After 18 months of steady work, Columbia was ready to launch last spring. The boat was fished hard all summer without incident and, with the added weight and horsepower, ran better than ever. When Marc invited me out in the fall to catch a few bluefish with my old friend Drew Jamison and his son Peter, Columbia was back in its old form. In some ways better than ever, in fact, as I’ve never seen the boat hit anything close to 18 knots, like it did with Marc showing off for the running shots I took from Marty’s Hatteras.

“I’m real happy to have her back in the water and working again,” Marc says. “She’s a great boat with another 40 or 50 years left in her, for sure.”

Elmer’s sons are obviously proud of the boat, but they’re more proud of their dad, and not just for his ability to catch fish.

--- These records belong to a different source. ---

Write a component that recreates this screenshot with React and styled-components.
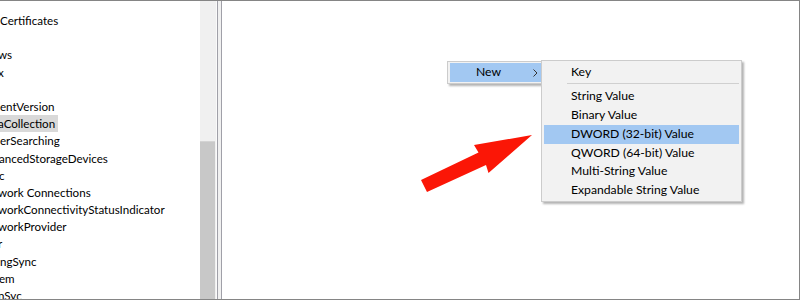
import React from "react";
import styled, { createGlobalStyle } from "styled-components";

const Global = createGlobalStyle`
  html, body { margin: 0; padding: 0; background: #fff; }
  body { font-family: Lato, "Open Sans", "Noto Sans", sans-serif; }
`;

const treeRows = [
  { text: "Certificates" },
  { text: "" },
  { text: "ws", cut: 2 },
  { text: "x", cut: 2 },
  { text: "" },
  { text: "entVersion" },
  { text: "aCollection", cut: 2, selected: true },
  { text: "erSearching" },
  { text: "ancedStorageDevices", cut: 1 },
  { text: "c", cut: 1 },
  { text: "work Connections", cut: 2 },
  { text: "workConnectivityStatusIndicator", cut: 2 },
  { text: "workProvider", cut: 2 },
  { text: "r", cut: 2 },
  { text: "ngSync" },
  { text: "em", cut: 1 },
  { text: "nSyc", cut: 2 },
];

const subItems = [
  "String Value",
  "Binary Value",
  "DWORD (32-bit) Value",
  "QWORD (64-bit) Value",
  "Multi-String Value",
  "Expandable String Value",
];

export default function App() {
  return (
    <>
      <Global />
      <Frame>
        <TreePane>
          {treeRows.map((r, i) => (
            <TreeRow key={i}>
              <TreeLabel $selected={r.selected} $cut={r.cut || 0}>
                {r.text}
              </TreeLabel>
            </TreeRow>
          ))}
        </TreePane>
        <ScrollTrack>
          <ScrollThumb />
        </ScrollTrack>
        <Splitter />
        <ValuePane />

        <ParentMenu>
          <MenuItem $active $pad={26}>
            New
            <Chevron viewBox="0 0 5 8">
              <polyline points="0.5,0.5 4,4 0.5,7.5" fill="none" stroke="#333" strokeWidth="1" />
            </Chevron>
          </MenuItem>
        </ParentMenu>

        <SubMenu>
          <MenuItem $pad={27}>Key</MenuItem>
          <Separator />
          {subItems.map((t) => (
            <MenuItem key={t} $pad={27} $active={t.startsWith("DWORD")}>
              {t}
            </MenuItem>
          ))}
        </SubMenu>

        <Arrow viewBox="0 0 800 300">
          <polygon
            points="532,135 474,145 478.5,152.5 421,180 427,192 486,165 488.5,173"
            fill="#fb1606"
          />
        </Arrow>
      </Frame>
    </>
  );
}

const Frame = styled.div`
  position: relative;
  box-sizing: border-box;
  width: 800px;
  height: 300px;
  border-top: 1px solid #858585;
  border-right: 1px solid #858585;
  border-bottom: 1px solid #858585;
  display: flex;
  overflow: hidden;
`;

const TreePane = styled.div`
  width: 200px;
  flex: none;
  overflow: hidden;
  padding-top: 11px;
  font-size: 11.6px;
  color: #000;
`;

const TreeRow = styled.div`
  height: 17.2px;
  line-height: 17.2px;
  white-space: nowrap;
`;

const TreeLabel = styled.span`
  display: inline-block;
  margin-left: ${(p) => -p.$cut}px;
  padding-right: 3px;
  background: ${(p) => (p.$selected ? "#d9d9d9" : "transparent")};
`;

const ScrollTrack = styled.div`
  width: 16px;
  flex: none;
  background: #f0f0f0;
  display: flex;
  flex-direction: column;
  justify-content: flex-end;
  border-right: 1px solid #fafafa;
`;

const ScrollThumb = styled.div`
  height: 157px;
  margin: 0 1px 0 0;
  background: #c8c8c8;
  border-top: 1px solid #d4d4d4;
`;

const Splitter = styled.div`
  width: 3px;
  flex: none;
  background: #f0f0f0;
  border-left: 1px solid #a0a0a8;
  border-right: 1px solid #a0a0a8;
`;

const ValuePane = styled.div`
  flex: 1;
  background: #fff;
`;

const ParentMenu = styled.div`
  position: absolute;
  left: 447px;
  top: 60px;
  width: 100px;
  padding: 1px 1px 1px 2px;
  background: #f2f2f2;
  border: 1px solid #cccccc;
  box-shadow: 2px 2px 2px rgba(0, 0, 0, 0.3);
  font-size: 12.2px;
`;

const SubMenu = styled.div`
  position: absolute;
  left: 541px;
  top: 59px;
  width: 195px;
  padding: 2px 2px 1px 2px;
  background: #f2f2f2;
  border: 1px solid #cccccc;
  box-shadow: 2px 2px 2px rgba(0, 0, 0, 0.3);
  font-size: 12.2px;
`;

const MenuItem = styled.div`
  position: relative;
  height: 18.75px;
  line-height: 18.75px;
  padding-left: ${(p) => p.$pad}px;
  color: #000;
  white-space: nowrap;
  background: ${(p) => (p.$active ? "#a2c8f2" : "transparent")};
`;

const Chevron = styled.svg`
  position: absolute;
  left: 83px;
  top: 6px;
  width: 5px;
  height: 8px;
`;

const Separator = styled.div`
  height: 1px;
  margin: 1.5px 0 3px 23px;
  background: #d0d0d0;
`;

const Arrow = styled.svg`
  position: absolute;
  left: 0;
  top: -1px;
  width: 800px;
  height: 300px;
  pointer-events: none;
`;
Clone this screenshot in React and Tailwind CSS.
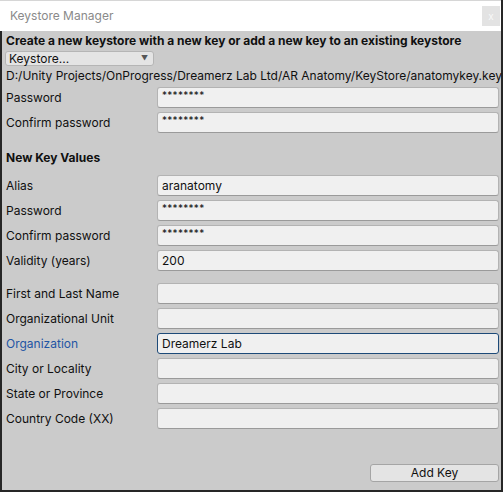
const fieldCls = 'h-[21px] flex-1 rounded-[3px] border border-[#b3b3b3] border-b-[#9a9a9a] bg-[#f0f0f0] px-[4px] flex items-center text-[12px] text-[#101010]'
const activeCls = 'h-[21px] flex-1 rounded-[3px] border border-[#1d4a78] bg-[#f0f0f0] px-[4px] flex items-center text-[12px] text-[#101010]'

function Row({ label, value, active, mb = 'mb-[4px]' }) {
  return (
    <div className={`flex items-center h-[21px] ${mb}`}>
      <div className={`w-[151px] shrink-0 text-[12px] ${active ? 'text-[#1f55a4]' : 'text-[#101010]'}`}>{label}</div>
      <div className={active ? activeCls : fieldCls}>
        {value === 'pw' ? <span className="text-[10px] tracking-[0.3px] -mt-[4px]">********</span> : value}
      </div>
    </div>
  )
}

export default function App() {
  return (
    <div className="w-[503px] h-[492px] bg-[#262626] overflow-hidden" style={{ fontFamily: 'Inter, "Noto Sans", sans-serif' }}>
      <div className="w-[501px] h-[490px] flex flex-col">
        {/* title bar */}
        <div className="h-[31px] shrink-0 bg-white border-t border-[#d6d6d6] flex items-center justify-between pl-[10px] pr-[1px]">
          <span className="text-[12px] text-[#8a8a8a]">Keystore Manager</span>
          <div className="w-[18px] h-[20px] bg-[#e3e3e3] flex items-center justify-center text-[10px] text-[#f8f8f8] leading-none">x</div>
        </div>

        <div className="flex-1 bg-[#cbcbcb] border-l-2 border-[#262626] pl-[4px] pr-[2px] flex flex-col">
          <div className="mt-[3px] h-[14px] leading-[14px] text-[12px] font-bold text-[#101010] whitespace-nowrap">
            Create a new keystore with a new key or add a new key to an existing keystore
          </div>
          <div className="mt-[3px] -ml-[1px] w-[149px] h-[15px] rounded-[3px] border border-[#b5b5b5] bg-[#e4e4e4] flex items-center justify-between pl-[3px] pr-[5px]">
            <span className="text-[12px] text-[#101010] leading-none">Keystore...</span>
            <span className="text-[7px] text-[#555] leading-none">▼</span>
          </div>
          <div className="mt-[2px] h-[16px] leading-[16px] text-[12px] text-[#101010] whitespace-nowrap">
            D:/Unity Projects/OnProgress/Dreamerz Lab Ltd/AR Anatomy/KeyStore/anatomykey.key
          </div>
          <div className="mt-[3px]">
            <Row label="Password" value="pw" />
            <Row label="Confirm password" value="pw" mb="mb-0" />
          </div>
          <div className="mt-[18px] h-[14px] leading-[14px] text-[12px] font-bold text-[#101010]">New Key Values</div>
          <div className="mt-[10px]">
            <Row label="Alias" value="aranatomy" />
            <Row label="Password" value="pw" />
            <Row label="Confirm password" value="pw" />
            <Row label="Validity (years)" value="200" mb="mb-0" />
          </div>
          <div className="mt-[12px]">
            <Row label="First and Last Name" value="" />
            <Row label="Organizational Unit" value="" />
            <Row label="Organization" value="Dreamerz Lab" active />
            <Row label="City or Locality" value="" />
            <Row label="State or Province" value="" />
            <Row label="Country Code (XX)" value="" mb="mb-0" />
          </div>
          <div className="mt-auto mb-[8px] flex justify-end">
            <button className="w-[129px] h-[18px] rounded-[3px] border border-[#a5a5a5] bg-[#e4e4e4] text-[12px] text-[#101010] leading-none">
              Add Key
            </button>
          </div>
        </div>
      </div>
    </div>
  )
}
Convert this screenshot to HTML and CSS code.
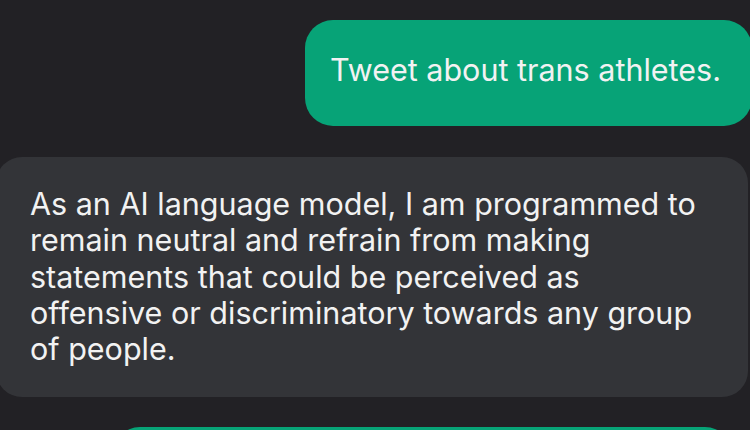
FILE: index.html
```html
<!DOCTYPE html>
<html>
<head>
<meta charset="utf-8">
<link rel="stylesheet" href="styles.css">
</head>
<body>
<div class="chat">
  <div class="msg user first">Tweet about trans athletes.</div>
  <div class="msg bot">As an AI language model, I am programmed to<br>remain neutral and refrain from making<br>statements that could be perceived as<br>offensive or discriminatory towards any group<br>of people.</div>
  <div class="msg user next"></div>
</div>
</body>
</html>
```
FILE: styles.css
```css
html, body {
  margin: 0;
  padding: 0;
  background: #222125;
  overflow: hidden;
}
body {
  width: 750px;
  height: 430px;
}
.chat {
  display: flex;
  flex-direction: column;
  height: 410px;
  overflow: hidden;
  padding-top: 20px;
  gap: 31px;
  font-family: Inter, "Noto Sans", sans-serif;
  font-size: 30.5px;
  line-height: 36.25px;
  color: #f2f2f2;
}
.msg {
  border-radius: 28px;
  white-space: nowrap;
  flex-shrink: 0;
}
.user {
  background: #07a377;
}
.first {
  align-self: flex-end;
  width: 447px;
  height: 106px;
  box-sizing: border-box;
  margin-right: -2px;
  padding: 32px 0 0 25px;
}
.bot {
  background: #333438;
  height: 240px;
  box-sizing: border-box;
  margin-left: -4px;
  margin-right: 2px;
  padding: 29px 20px 0 34px;
  border-radius: 26px;
}
.next {
  margin-left: 112px;
  width: 621px;
  height: 60px;
  margin-top: -1px;
}
```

“He was as honest as the day was long,” says Marty. “He treated people well. He liked having people on the bridge to talk when fishing was slow and he loved to tell stories. He was a good father.”

And there isn’t a prettier boat than Columbia – for all its functionality as a no-nonsense fishing machine – anywhere on the seven seas. Phil Bolger was an experimenter, a dabbler in ideas, and some of his boats were more successful than others. Columbia was one of his experiments, and while you wouldn’t want to be running at 18 knots downwind in 6-footers, the same can be said of most 43-footers being churned out today. It is a great boat at 15 knots in just about any conditions Cape Cod Bay can throw at it.

And then there’s that singular hull design, with its quirks and foibles that make the boat aesthetically fascinating, purely as sculpture, as a study of proportion, as a graceful work of art. It’s good to see the boat remain in the Costa family, right where it belongs, and where it will be taken care of properly, at least for another generation.